Sivil Toplum Diyaloğu Programının Türkiye ile Avrupa arasında ilişkilerin geliştirilmesi açısından son derece önemli olduğuna vurgu yapan Lys, yapılan başvuruların büyük bir ihtiyaç ve desteğe gereksinim olduğunu ortaya koyduğunu söyledi.
Lys, salgın ve iklim değişikliği gibi küresel sorunların üstesinden gelmeye çalışacaklarını belirterek "Türkiye'de sivil toplum kuruluşlarının becerilerinin geliştirilmesi ve ilerideki başarılarının test edilmesi için bu programlar başlatıldı ve başından beri başarılı bir şekilde devam ediyor. Yüzlerce başvuru yapıldı, seçilenleri tebrik ediyorum. Bu projeleri desteklemeye devam edeceğiz." diye konuştu.
AB ve Türk sivil toplum kuruluşlarının ortak çalışmalarının, AB ile Türkiye arasında çok iyi bir köprü oluşturduğunu kaydeden Lys, bunun, her iki toplumun birbirini anlamasını kolaylaştırdığını dile getirdi.

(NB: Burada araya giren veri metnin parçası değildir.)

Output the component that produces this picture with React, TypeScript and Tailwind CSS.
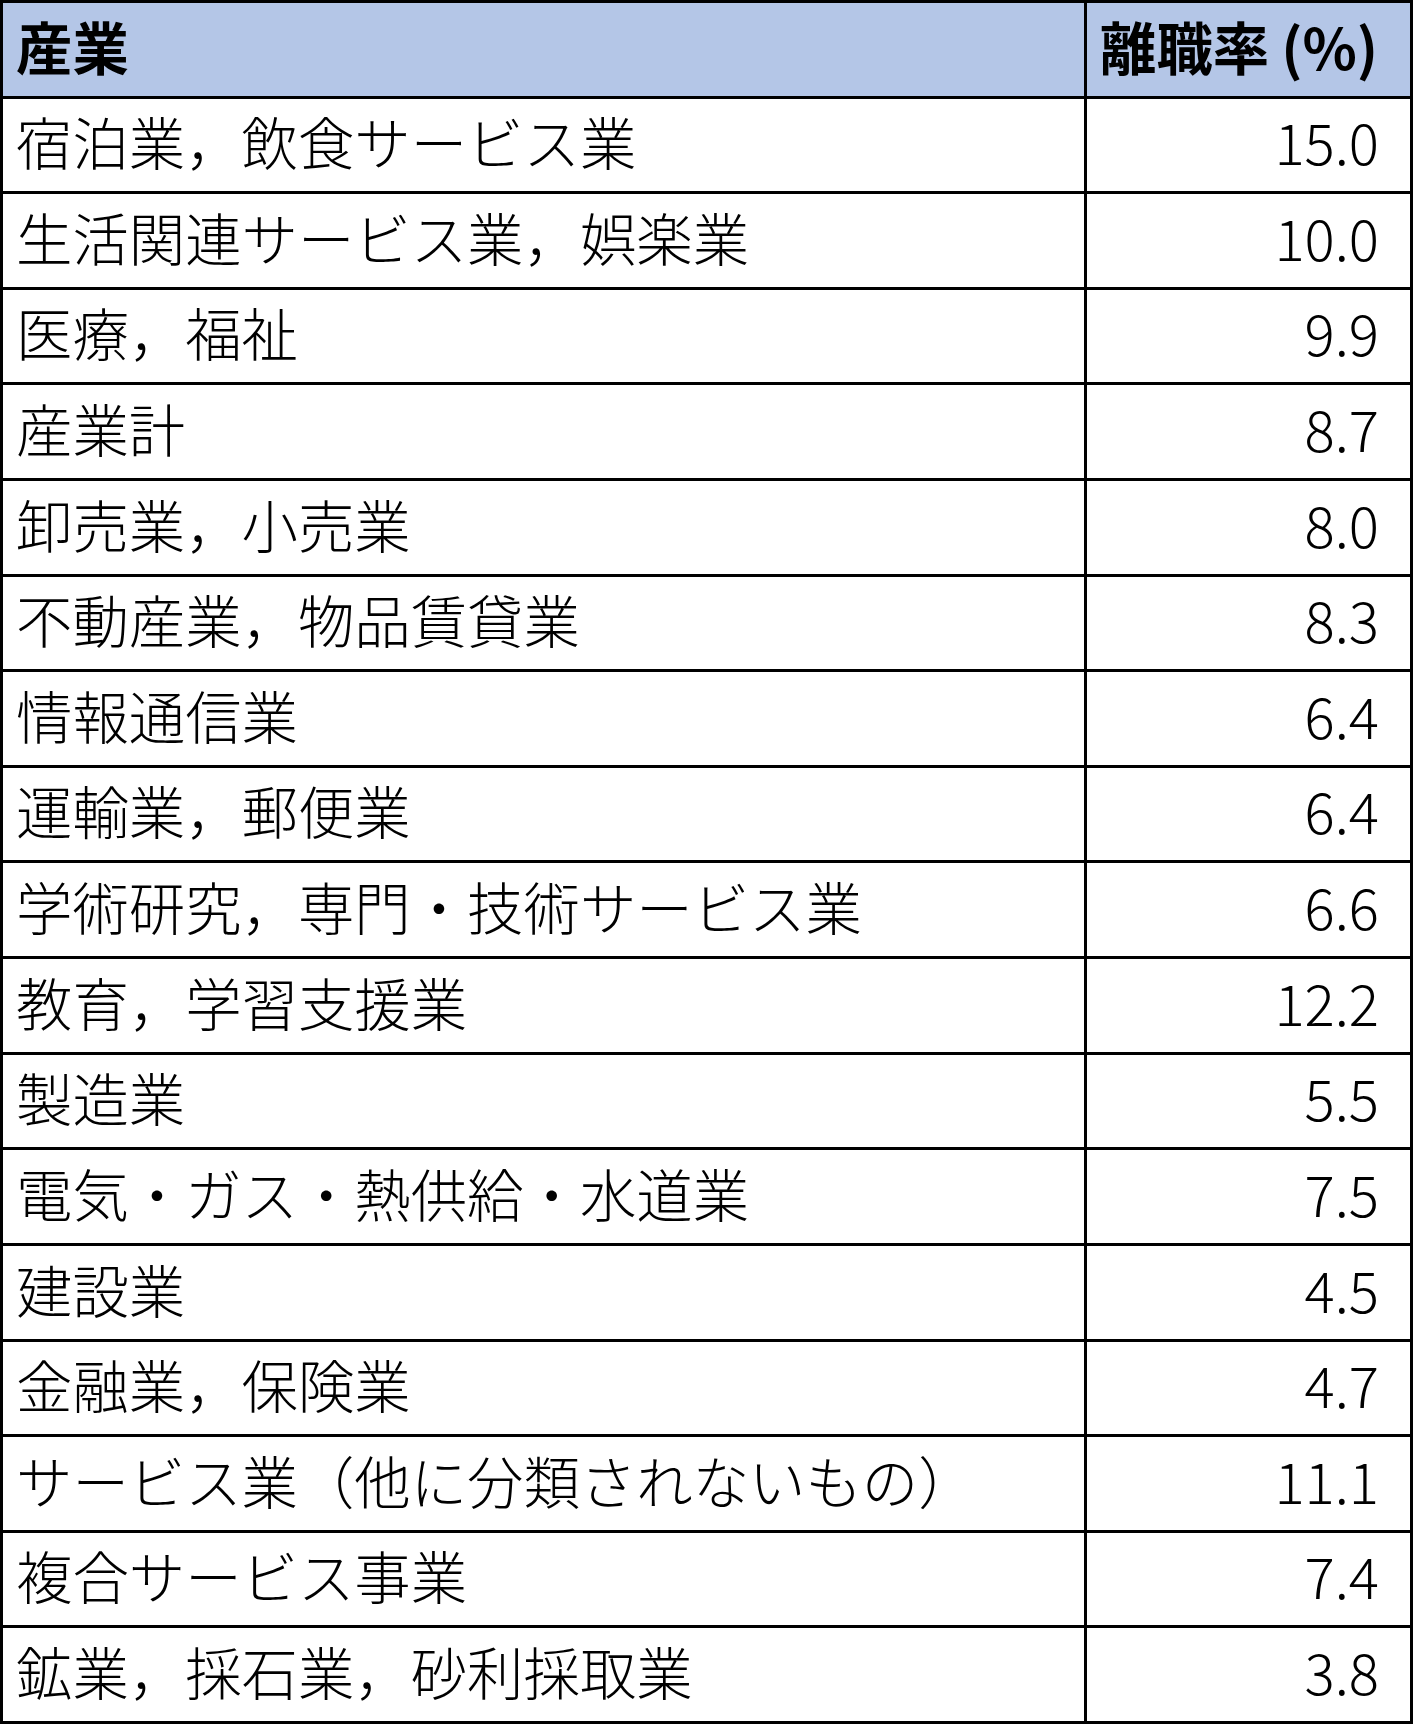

Lys, başta mülteciler olmak üzere birçok konuda Türkiye ile iş birliği içinde olduklarını vurgulayarak sözlerini şöyle tamamladı:
"Azınlıklara ve hassas gruplara yardımcı olacak şekilde yeni desteklerimiz olacak. Belediyeler Birliği, AB Başkanlığı ve Dış İşleri Bakanlığı ile beraber yeni bir çalışma gerçekleştireceğiz. Bu projelerde de sivil toplum örgütlerine de fırsatlar sunulacak. Ayrıca iklim değişikliği ve çevrenin korunması gibi konularda yapılacak çalışmalara da desteklerimiz devam edecek."